Ethnic enterprises and minority small businesses grew at an unprecedented rate in recent years. Much of this growth spurt was fueled by the growing numbers of women-owned businesses. These businesses increased by 103 percent during the period 1987-1999,1 and Latina-owned business accounted for a large

share of this increase.

Latinas, in fact, are entering the entrepreneurial market in record numbers. During the 1990s, the number of Latina small businesses grew by an extraordinary 209 percent, compared to the overall growth of Latino businesses in the United States.2 Estimates from 2002 show more than 470,000 Latina-owned businesses in the United States. These privately-held, majority-owned businesses accounted for $29.4 billion in receipts and employed nearly 198,000 workers. Contradicting the stereo-type of the submissive, silent Latina who plays an invisible and service-oriented role in mainstream society, these data instead suggest that Latina businesswomen are a growing economic force in the United States in general and in the borderlands in particular.

Research shows that growth rates for Latina entrepreneurs and microentrepreneurs are related to factors unique to the Latino community. What are these factors? And how can this economic growth be facilitated along the U.S.-Mexico border?

Profile of a Latina Entrepreneur

The Latina business and microbusiness owner profile differs from that of other women business owners in the United States. Compared to white and African American women business owners, Latina entrepreneurs are older, less educated, with more dependent children.3 In addition, the growth rates for Latina entrepreneurs and microentrepreneurs are related to factors unique to the Latino community in the United States and do not appear as significant factors in surveys of other female ethnic entrepreneurs. For example, Latina entrepreneurs cite family involvement in business activities as an important feature of business ownership, and, in fact, Latina-owned businesses are more likely than any other women-owned businesses to involve family members.
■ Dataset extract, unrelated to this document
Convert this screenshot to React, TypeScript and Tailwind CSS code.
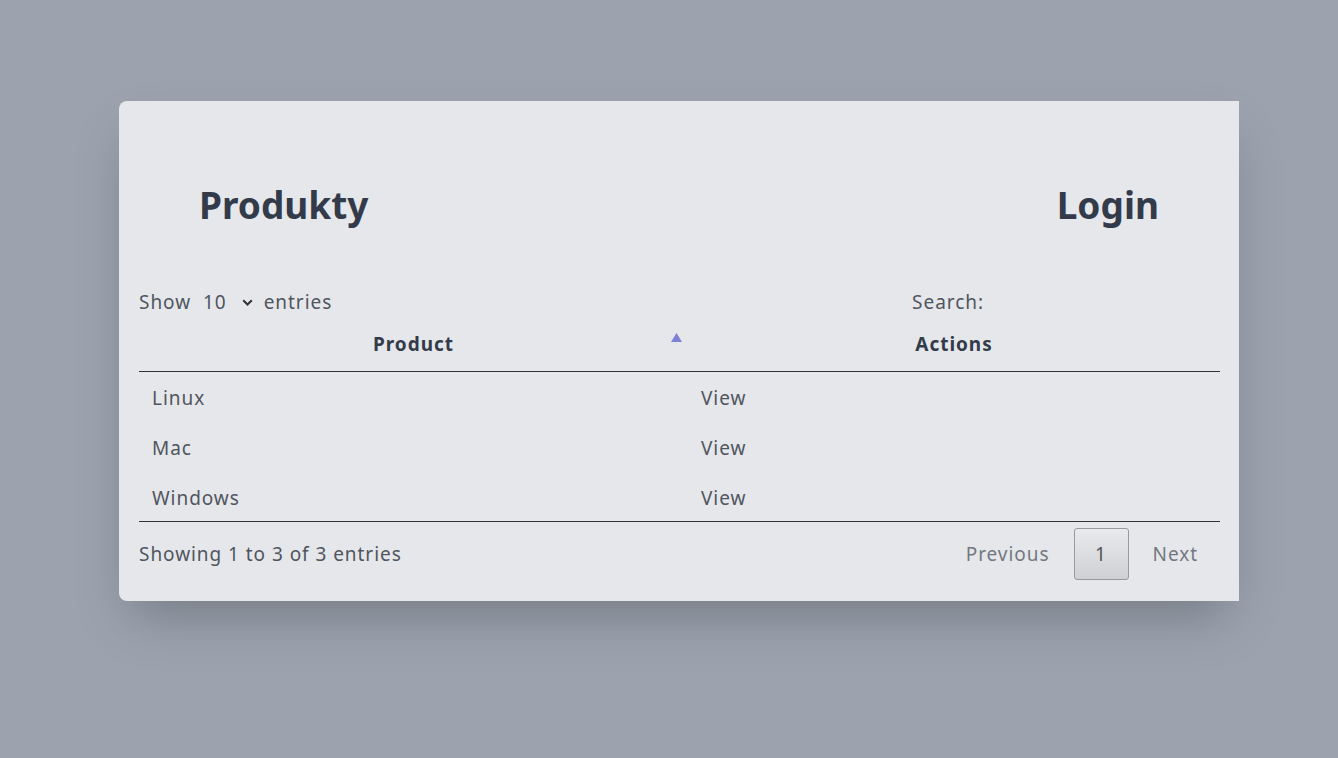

In 2000, the National Foundation for Women Business Owners (NFWBO) conducted a survey of 404 women randomly drawn from several listings of Latina business owners and reported some intriguing demographic and cultural factors influencing Latina entrepreneurs.4 The most compelling features of Latina-owned businesses were the emphasis on "cultural capital"5 (bilingualism and biculturalism), and the role of family in owning and running a business. The survey reported that 75 percent of Latinas indicate that family members help run their businesses, compared to Native American women (66 percent), white women (71 percent). African American women (55 percent), and Asian American women (64 percent). For Latina entrepreneurs, family forms the basis of a support system that includes financial/banking advice, managerial counsel, expansion planning, and overall entrepreneurial decision making.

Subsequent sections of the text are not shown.